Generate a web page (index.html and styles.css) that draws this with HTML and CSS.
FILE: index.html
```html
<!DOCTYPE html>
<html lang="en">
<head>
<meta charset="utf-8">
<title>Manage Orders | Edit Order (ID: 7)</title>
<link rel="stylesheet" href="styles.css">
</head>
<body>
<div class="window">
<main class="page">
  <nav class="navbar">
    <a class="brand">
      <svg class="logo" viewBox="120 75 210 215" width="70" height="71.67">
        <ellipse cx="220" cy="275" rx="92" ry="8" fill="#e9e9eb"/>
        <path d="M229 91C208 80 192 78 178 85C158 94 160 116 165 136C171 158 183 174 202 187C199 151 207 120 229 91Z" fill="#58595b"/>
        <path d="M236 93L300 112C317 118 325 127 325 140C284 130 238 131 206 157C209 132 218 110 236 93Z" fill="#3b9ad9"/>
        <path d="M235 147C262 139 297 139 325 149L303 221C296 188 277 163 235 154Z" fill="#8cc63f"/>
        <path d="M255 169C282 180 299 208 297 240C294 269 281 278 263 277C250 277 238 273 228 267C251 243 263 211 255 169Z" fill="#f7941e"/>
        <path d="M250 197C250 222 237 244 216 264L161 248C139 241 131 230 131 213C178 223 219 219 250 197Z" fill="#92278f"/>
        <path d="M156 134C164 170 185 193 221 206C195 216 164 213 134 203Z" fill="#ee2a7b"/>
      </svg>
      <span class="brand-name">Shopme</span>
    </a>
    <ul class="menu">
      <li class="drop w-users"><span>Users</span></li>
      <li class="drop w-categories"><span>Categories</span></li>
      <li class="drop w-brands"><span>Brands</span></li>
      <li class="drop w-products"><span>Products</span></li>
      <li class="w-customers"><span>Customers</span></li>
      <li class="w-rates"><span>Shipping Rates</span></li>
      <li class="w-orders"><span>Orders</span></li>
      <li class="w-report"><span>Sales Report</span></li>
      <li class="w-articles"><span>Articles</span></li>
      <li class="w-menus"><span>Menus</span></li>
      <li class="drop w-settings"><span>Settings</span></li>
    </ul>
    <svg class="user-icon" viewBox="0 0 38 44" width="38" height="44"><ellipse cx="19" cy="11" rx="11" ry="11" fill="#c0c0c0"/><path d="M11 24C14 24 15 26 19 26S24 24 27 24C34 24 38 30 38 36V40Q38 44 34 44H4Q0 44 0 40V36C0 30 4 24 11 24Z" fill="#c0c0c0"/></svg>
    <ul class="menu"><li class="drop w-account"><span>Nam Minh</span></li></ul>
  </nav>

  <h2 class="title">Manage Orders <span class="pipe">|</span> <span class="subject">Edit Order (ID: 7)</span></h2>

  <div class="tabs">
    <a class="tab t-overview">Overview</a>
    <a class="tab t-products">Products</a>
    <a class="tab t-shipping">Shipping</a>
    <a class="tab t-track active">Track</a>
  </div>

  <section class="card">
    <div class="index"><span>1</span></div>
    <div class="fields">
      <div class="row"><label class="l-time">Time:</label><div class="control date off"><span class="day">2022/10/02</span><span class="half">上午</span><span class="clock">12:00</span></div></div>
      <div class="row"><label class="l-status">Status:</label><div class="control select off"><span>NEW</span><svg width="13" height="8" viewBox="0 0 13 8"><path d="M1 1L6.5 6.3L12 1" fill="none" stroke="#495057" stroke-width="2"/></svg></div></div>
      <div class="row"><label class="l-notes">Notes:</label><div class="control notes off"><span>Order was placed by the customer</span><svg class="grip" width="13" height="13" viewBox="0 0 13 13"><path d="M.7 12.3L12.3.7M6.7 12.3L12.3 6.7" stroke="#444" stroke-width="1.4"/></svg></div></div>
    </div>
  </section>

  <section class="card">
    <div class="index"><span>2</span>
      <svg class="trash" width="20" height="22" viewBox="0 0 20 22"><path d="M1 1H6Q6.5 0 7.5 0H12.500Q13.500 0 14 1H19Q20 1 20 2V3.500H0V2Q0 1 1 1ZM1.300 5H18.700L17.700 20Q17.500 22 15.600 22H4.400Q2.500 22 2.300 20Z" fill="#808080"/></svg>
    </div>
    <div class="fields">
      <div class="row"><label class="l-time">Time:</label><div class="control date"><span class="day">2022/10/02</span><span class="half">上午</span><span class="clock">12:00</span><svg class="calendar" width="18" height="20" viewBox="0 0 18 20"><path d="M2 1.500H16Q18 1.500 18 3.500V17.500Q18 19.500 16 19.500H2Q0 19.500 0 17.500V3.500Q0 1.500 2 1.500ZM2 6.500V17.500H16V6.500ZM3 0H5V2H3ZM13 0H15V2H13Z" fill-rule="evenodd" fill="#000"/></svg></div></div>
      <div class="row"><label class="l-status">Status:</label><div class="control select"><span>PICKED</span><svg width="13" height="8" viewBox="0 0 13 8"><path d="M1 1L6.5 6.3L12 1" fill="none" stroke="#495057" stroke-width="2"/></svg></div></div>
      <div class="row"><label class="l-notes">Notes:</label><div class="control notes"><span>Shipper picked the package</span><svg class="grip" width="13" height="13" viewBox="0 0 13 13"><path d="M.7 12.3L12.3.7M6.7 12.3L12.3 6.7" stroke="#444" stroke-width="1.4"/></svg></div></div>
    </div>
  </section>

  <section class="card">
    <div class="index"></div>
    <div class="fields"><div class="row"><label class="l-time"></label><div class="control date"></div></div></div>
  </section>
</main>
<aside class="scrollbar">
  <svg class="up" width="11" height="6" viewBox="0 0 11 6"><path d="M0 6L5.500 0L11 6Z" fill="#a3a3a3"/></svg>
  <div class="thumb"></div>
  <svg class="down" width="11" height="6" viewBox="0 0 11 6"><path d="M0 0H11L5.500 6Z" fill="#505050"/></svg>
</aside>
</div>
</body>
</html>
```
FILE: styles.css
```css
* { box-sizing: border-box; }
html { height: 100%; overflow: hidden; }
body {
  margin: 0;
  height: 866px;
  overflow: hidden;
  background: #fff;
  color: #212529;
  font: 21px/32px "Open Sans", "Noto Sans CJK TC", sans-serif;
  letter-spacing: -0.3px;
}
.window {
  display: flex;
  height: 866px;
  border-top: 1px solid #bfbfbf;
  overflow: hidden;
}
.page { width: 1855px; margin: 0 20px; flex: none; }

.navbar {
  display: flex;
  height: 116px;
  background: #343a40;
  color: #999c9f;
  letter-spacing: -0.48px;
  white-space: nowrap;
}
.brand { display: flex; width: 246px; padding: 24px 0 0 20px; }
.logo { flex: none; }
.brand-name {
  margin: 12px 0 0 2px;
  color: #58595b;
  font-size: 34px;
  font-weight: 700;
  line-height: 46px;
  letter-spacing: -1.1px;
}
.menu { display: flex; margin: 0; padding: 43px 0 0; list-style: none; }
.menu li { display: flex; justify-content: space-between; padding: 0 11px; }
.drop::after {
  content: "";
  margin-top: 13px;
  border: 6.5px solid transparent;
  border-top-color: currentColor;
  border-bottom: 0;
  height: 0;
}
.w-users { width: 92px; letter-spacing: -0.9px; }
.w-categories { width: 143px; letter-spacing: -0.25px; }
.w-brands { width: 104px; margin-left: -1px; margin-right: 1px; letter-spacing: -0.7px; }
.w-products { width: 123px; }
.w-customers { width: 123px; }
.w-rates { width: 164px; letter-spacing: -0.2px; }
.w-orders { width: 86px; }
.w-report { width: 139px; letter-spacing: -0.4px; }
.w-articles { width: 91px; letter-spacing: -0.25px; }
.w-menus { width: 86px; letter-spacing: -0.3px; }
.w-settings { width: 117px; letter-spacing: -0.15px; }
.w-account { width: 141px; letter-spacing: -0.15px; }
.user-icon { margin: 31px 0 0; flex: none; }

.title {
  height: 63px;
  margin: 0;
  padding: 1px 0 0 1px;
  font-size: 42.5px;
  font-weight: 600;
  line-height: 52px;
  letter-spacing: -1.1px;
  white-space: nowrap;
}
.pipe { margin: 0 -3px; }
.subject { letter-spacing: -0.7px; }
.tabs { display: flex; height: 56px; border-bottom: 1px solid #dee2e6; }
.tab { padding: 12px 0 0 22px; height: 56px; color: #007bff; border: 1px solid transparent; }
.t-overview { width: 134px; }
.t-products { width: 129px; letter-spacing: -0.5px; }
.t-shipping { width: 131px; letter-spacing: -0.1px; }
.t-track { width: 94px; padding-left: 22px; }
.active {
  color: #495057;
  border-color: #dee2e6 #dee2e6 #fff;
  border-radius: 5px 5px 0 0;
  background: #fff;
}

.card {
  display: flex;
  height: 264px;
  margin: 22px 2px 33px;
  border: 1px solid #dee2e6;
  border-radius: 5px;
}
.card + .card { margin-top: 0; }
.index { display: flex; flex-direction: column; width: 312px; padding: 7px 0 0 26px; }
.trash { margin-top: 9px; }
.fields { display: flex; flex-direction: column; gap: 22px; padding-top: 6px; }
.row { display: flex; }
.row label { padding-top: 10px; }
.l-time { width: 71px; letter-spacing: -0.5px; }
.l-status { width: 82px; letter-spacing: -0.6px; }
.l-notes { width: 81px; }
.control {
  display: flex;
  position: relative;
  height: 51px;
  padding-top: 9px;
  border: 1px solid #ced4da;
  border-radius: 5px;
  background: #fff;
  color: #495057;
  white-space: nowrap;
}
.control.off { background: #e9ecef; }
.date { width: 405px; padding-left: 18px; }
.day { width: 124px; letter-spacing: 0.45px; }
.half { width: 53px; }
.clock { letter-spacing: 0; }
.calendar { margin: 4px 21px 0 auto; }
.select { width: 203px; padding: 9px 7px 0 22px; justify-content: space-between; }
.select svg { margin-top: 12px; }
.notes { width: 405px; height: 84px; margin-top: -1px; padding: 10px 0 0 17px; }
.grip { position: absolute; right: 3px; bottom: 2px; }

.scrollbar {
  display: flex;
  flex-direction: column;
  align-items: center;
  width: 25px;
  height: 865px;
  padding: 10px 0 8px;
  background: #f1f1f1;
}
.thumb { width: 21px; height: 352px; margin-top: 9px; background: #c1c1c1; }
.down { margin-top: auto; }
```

**Written problem**
Indicate how many lines of the material include the word "index"; the number alone is required.

**Solution for this exercise**
6